Abstract
In Egypt’s first free elections since before the military coup of 1952, Islamists won the day, unsurprisingly led by the Muslim Brothers. The surprise was rather the strong performance of another Islamist agent new to Egyptian politics, the conservative salafis. With roughly a quarter of the seats in the People’s Assembly the salafis now constitute the second largest force in the parliament.
The paper will discuss how to make sense of the seeming paradox of the hitherto apolitical salafis forming parties and joining the competitive political scene. Typical of the salafis has been a strong focus on issues of personal pious behaviour. They have generally shunned political work. A dominant attitude has been that Islam dictates for the ordinary believer absolute obedience to the ruler, even when that ruler is a less-than-pious Muslim and may deviate from the word of God. At the outset of the movement that led to the fall of Mubarak this led salafis to openly criticise the demonstrations as impious rebellion against the wali al-amr. Only gradually many salafis came around to an active engagement on the side of the revolutionaries.

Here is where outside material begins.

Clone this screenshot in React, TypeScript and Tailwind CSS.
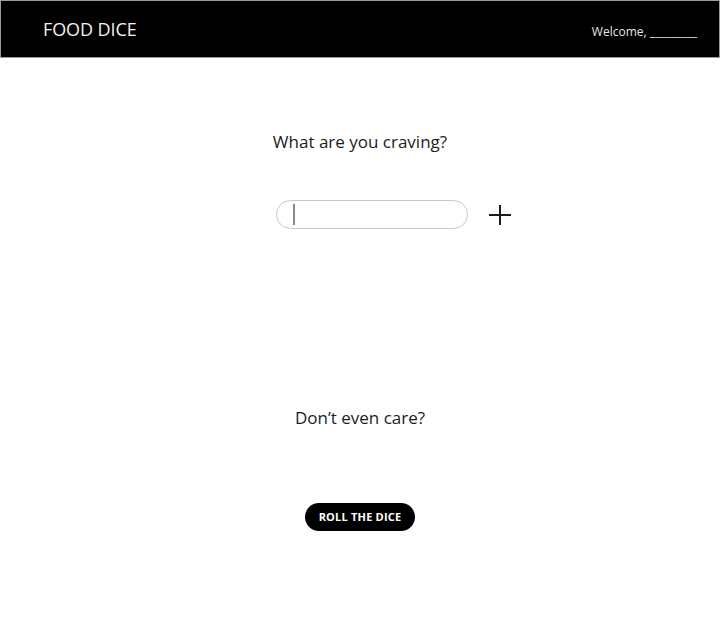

Yet as the new political set-up after the revolution took shape large segments of the salafi movement exhibited a newfound belief in the legitimacy of competition for elected political power. The paper will draw on a close reading of salafi statements, actions and political programmes 2010-2012. It will argue that salafism could best be seen as a movement for moral purity and individual piety in a rapidly changing society, much akin to the early Muslim Brothers and to the early beginnings of the Egyptian Islamic student movement of the 1970s. But in its pure apolitical form this movement is notoriously unstable because within its driving impulse is also the wish for social and material progress. Hence the step towards active engagement beyond the narrow circle of personal behaviour is not long.
The revolution faced the salafis with a stark choice between keeping its full distance to the popular movement, losing relevance in the process, and engaging politics directly and openly. For those who chose the last option engagement inevitably meant following along the track traversed before them by the Muslim Brothers (the Ikhwan) leading towards a more pragmatic approach to what it means to implement the will of God.